Les conséquences sceptiques de la dissolution du sujet seront tirées quelques années plus tard par d’autres auteurs viennois, par Wittgenstein et surtout Robert Musil (dont la thèse de doctorat portait précisément sur Mach) avec l’idée d’un Homme sans qualités dans laquelle on peut lire l’expression la plus haute du malaise moderne.
Ceci implique, aurait sans doute suggéré Jorge Luis Borges, que le moi de celui qui écrit n’existe pas et que ce billet ne serait qu’une hallucination dirigée…
*Comment dit-on en français ?
Ilustrations: photoportrait (anonyme) et dessin d’Ernst Mach.
IMPROUVABLE
Le monde observé à l’endroit
Confirme les intuitions du revers
Et tombent les oiseaux
Des hallucinations délétères
Sur le pavage des artères
Les pendus n’ont qu’un seul regard
La même lueur dans les yeux
Au confluent des sérénités
Là où le temps s’immole
Dans un éclat de rire
C’est donc que le moi est partout, et d’après JL Borges c’est un » aleph ».

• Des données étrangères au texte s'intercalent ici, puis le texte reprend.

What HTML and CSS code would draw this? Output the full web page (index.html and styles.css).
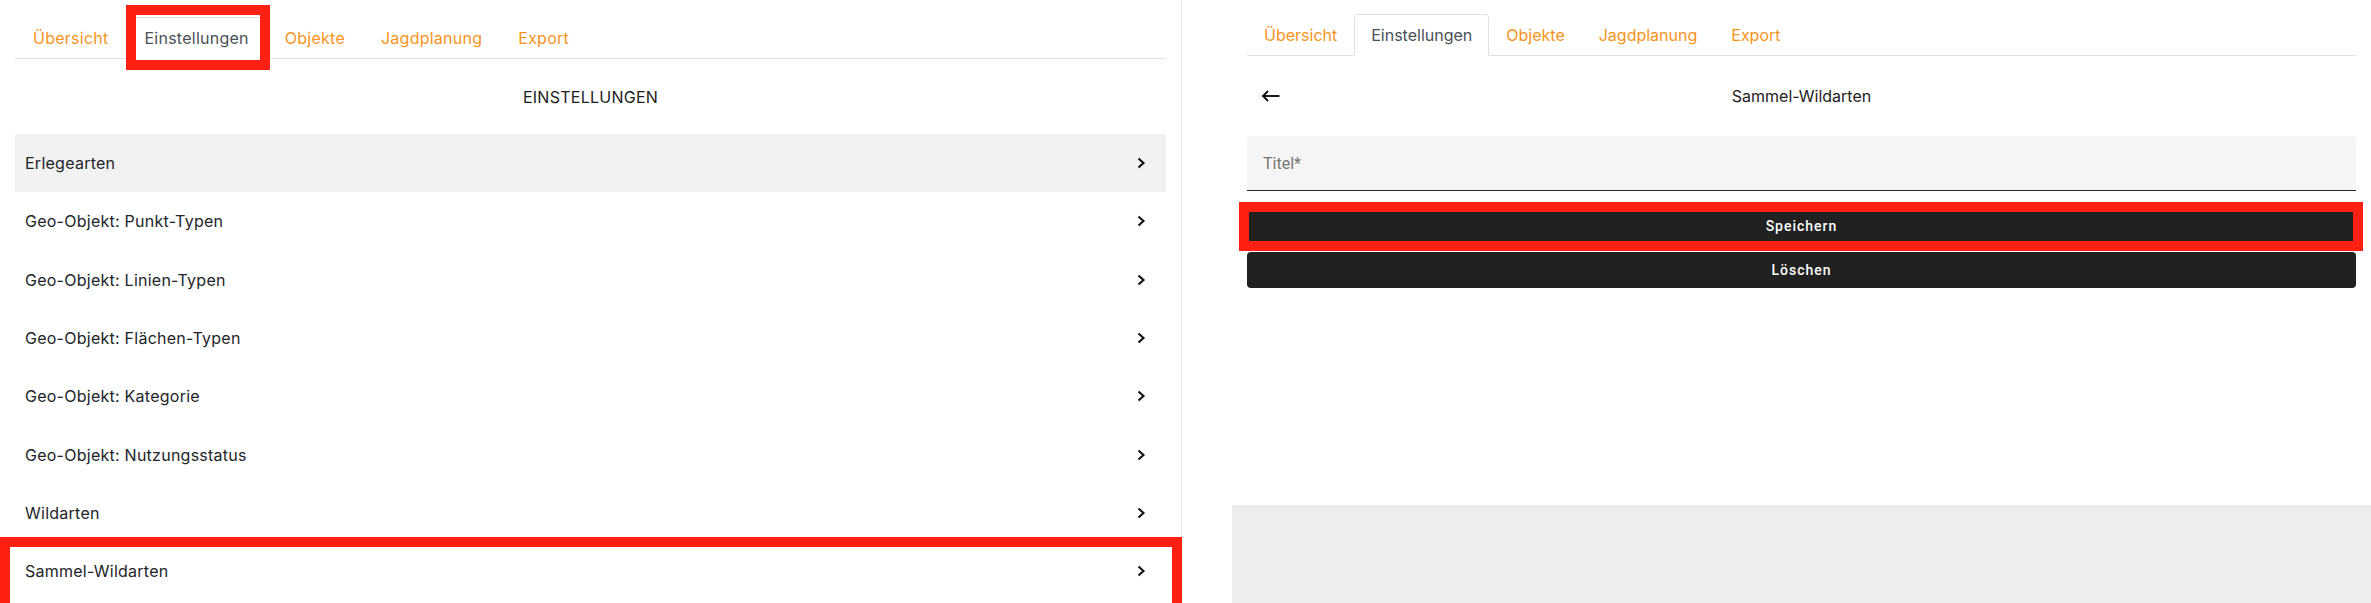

Si l’idée de la non réalité du moi est source de tant de malaise, n’est-ce pas tout simplement par peur qu’elle ne soit vraie ?
Nous sommes si convaincus de notre réalité qu’il nous faut des évidences . Or rien n’est moins évident que la « nécessité » d’un moi pour exister. L’existence se fait en dehors de nous, et nos désirs, nous pulsions, nos rejets nous relient mieux à l’existence que tous les « moi » imaginables.
Nous sommes à chaque instant le point de rencontre de nouvelles circonstances et nous confondons trop l’être et le fil conducteur qui y mène : la part ontologique des circonstances.